Um modelo de carreiras? Não, obrigado

Por Carlos Sezões, Managing Partner da Darefy – Leadership & Change Builders

Comecei a trabalhar ainda em pleno século XX. Em 1998, mais concretamente. Para qualquer estudante recém-licenciado em Gestão, como eu, grandes bancos, consultoras ou auditoras eram as primeiras opções naturais de emprego. Não fui excepção. Eram (e sim, mais do que hoje) organizações estratificadas e hierarquizadas, com uma “escadaria” ascendente de títulos que espelhavam status, senioridade e poder. Acima de tudo, alinhados com os conceitos de tempo e permanência. O paradigma do emprego para toda a vida, apesar de já na altura não ser ajustado à maioria das realidades, ainda estava bem vivo do mindset de empregadores e profissionais.
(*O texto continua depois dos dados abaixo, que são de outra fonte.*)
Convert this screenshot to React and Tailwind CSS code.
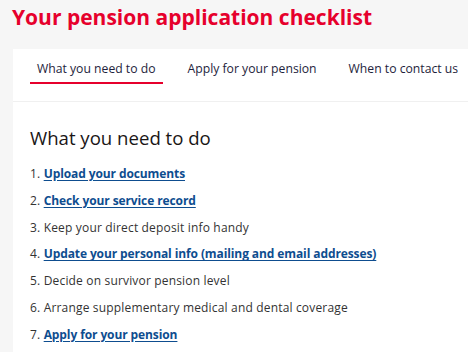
import React from "react";

const items = [
  { text: "Upload your documents", link: true },
  { text: "Check your service record", link: true },
  { text: "Keep your direct deposit info handy", link: false },
  { text: "Update your personal info (mailing and email addresses)", link: true },
  { text: "Decide on survivor pension level", link: false },
  { text: "Arrange supplementary medical and dental coverage", link: false },
  { text: "Apply for your pension", link: true },
];

export default function App() {
  return (
    <div
      className="w-[468px] h-[352px] overflow-hidden bg-[#f6f6f6]"
      style={{ fontFamily: '"Open Sans", sans-serif' }}
    >
      <h1 className="pl-[12px] pt-[5px] text-[21px] leading-[25px] font-bold text-[#e6002c]">
        Your pension application checklist
      </h1>
      <div className="ml-[13px] mt-[19px] bg-white h-[400px]">
        <div className="flex items-start gap-[18px] pl-[17px] pt-[12px] h-[53px] border-b border-[#f0f0f0]">
          <div className="px-[7px] pb-[5px] border-b-2 border-[#e6002c] text-[12.2px] leading-[16px] text-[#1e1e3c] whitespace-nowrap">
            What you need to do
          </div>
          <div className="px-[7px] pb-[5px] border-b-2 border-transparent text-[12.2px] leading-[16px] text-[#1e1e3c] whitespace-nowrap">
            Apply for your pension
          </div>
          <div className="px-[7px] pb-[5px] border-b-2 border-transparent text-[12.2px] leading-[16px] text-[#1e1e3c] whitespace-nowrap">
            When to contact us
          </div>
        </div>
        <div className="pl-[17px] pt-[24px]">
          <h2 className="text-[18.6px] leading-[23px] font-medium text-[#1a1616]">
            What you need to do
          </h2>
          <ol className="mt-[17px] flex flex-col">
            {items.map((it, i) => (
              <li
                key={i}
                className="h-[26.8px] text-[12px] leading-[16px] tracking-[0.17px] text-[#333333] whitespace-nowrap"
              >
                {i + 1}.{" "}
                {it.link ? (
                  <a href="#" className="font-bold tracking-[-0.1px] text-[#0e4d8f] underline underline-offset-2">
                    {it.text}
                  </a>
                ) : (
                  it.text
                )}
              </li>
            ))}
          </ol>
        </div>
      </div>
    </div>
  );
}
O mundo mudou, como todos já constatámos. E continuará o seu ritmo transformador a uma velocidade estonteante, impulsionado pelos avanços tecnológicos, pelas tendências demográficas e pelas mudanças nas expectativas das diversas gerações. A evolução do conceito de carreira, encarado como a sequência de posições e papéis, em contexto profissional, apresentadas ao colaborador pela organização, é uma dimensão que a mudança é mais evidente.
Para começar, a questão da longevidade. Pelos números e evidências, nas mais variadas indústrias, não será expectável que um jovem profissional que entre hoje numa empresa aí esteja por mais 10 ou 15 anos. Os drivers de permanência serão diversos (desde a percepção de compensação elevada ao desenvolvimento de competências, do propósito e da experiência de projectos desafiantes ao conforto com determinada cultura) mas algo é imperativo para as organizações: pensarem em propostas de valor materializáveis em prazos de 3 a 5 anos – com vista a manter atractividade e compromisso do talento que ambicionam manter.
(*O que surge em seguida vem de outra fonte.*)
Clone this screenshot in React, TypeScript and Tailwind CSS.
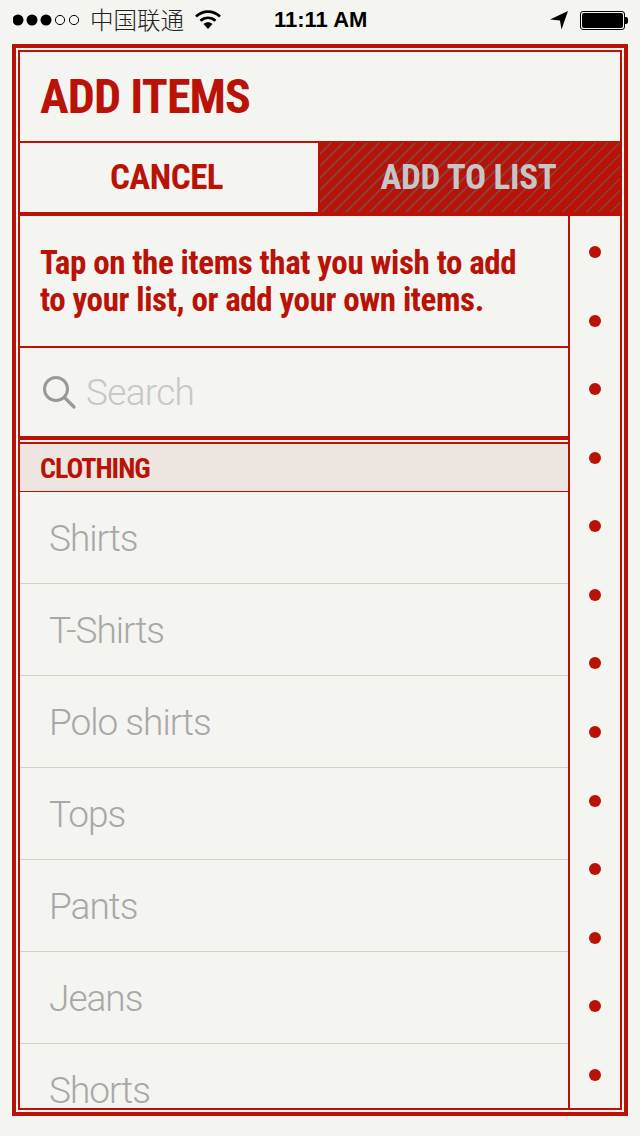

Em segundo lugar, a mudança nos modelos de negócio, processos e tecnologias que tornará as funções/ áreas funcionais cada vez mais voláteis e mutáveis. O paradigma do job-role rígido, com uma descrição objectiva de actividades e tarefas, dará lugar a uma gestão de skillsets – portfolios combinados de conhecimentos e competências, a mobilizar em contextos e desafios diversos – até numa óptica transdepartamental. De referir ainda, neste âmbito, que as empresas estão com as suas estruturas cada vez mais horizontalizadas, com menos oportunidades internas de evolução vertical e “promoções”, no sentido clássico do termo.
Em terceiro lugar, como resultado lógico do enunciado acima, o paradigma já aceite por (quase) todos da aprendizagem contínua e as qualificações que promovam a empregabilidade. A necessária aquisição de novas competências e conhecimentos vai colocar a tónica (organizacional) nas oportunidades de aprendizagem acessíveis e flexíveis.
Por último, a vontade de uma crescente proporção dos profissionais activos alternar entre fórmulas de emprego tradicional (full-time) para modelos de trabalho parcial ou flexível – que já começam a ser acomodados pela legislação laboral, em muitas geografias, e por programas de gestão de talento de diversas empresas multinacionais. As experiências a que vamos assistindo na gig economy – com oportunidades de trabalho freelance e por projectos é uma realidade cada vez mais presente, em intensidade e proporção da força de trabalho.
Como tal, construir modelos de carreiras tradicionais em 2023, em silos funcionais, com elevado tempo médio de “espera” em cada degrau, é um exercício tão irrealista como inócuo.
O que podem então fazer as organizações? Desistir de olhar para o futuro não é, claro, opção. Devem actuar a dois níveis. Numa óptica de gestão estratégica e prospectiva do seu talento, devem efectuar um mapeamento de competências (actual vs forecast) da organização – avaliando níveis de autossuficiência e lacunas a preencher. Definir os skillsets do futuro e os modelos/ plataformas de aprendizagem para o seu desenvolvimento. Já na óptica de incrementar o compromisso dos seus colaboradores, definir talent journeys, roteiros que incorporem princípios de mobilidade, agilidade, meritocracia e a autonomia possível. Aqui, o conceito de job-crafting (redesign de funções e respectivas tarefas, por parte dos indivíduos, com vista a um melhor aproveitamento de competências e maior impacto organizacional) é algo que deve ser equacionado, com foco e alinhamento, pelas empresas.
Em suma, as organizações que se quiserem afirmar como locais de excelência para trabalhar terão de se assumir com um mix de atractivos de propósito, desenvolvimento profissional, flexibilidade e compensação, muito para além da promessa (vã) de posições, categorias e status.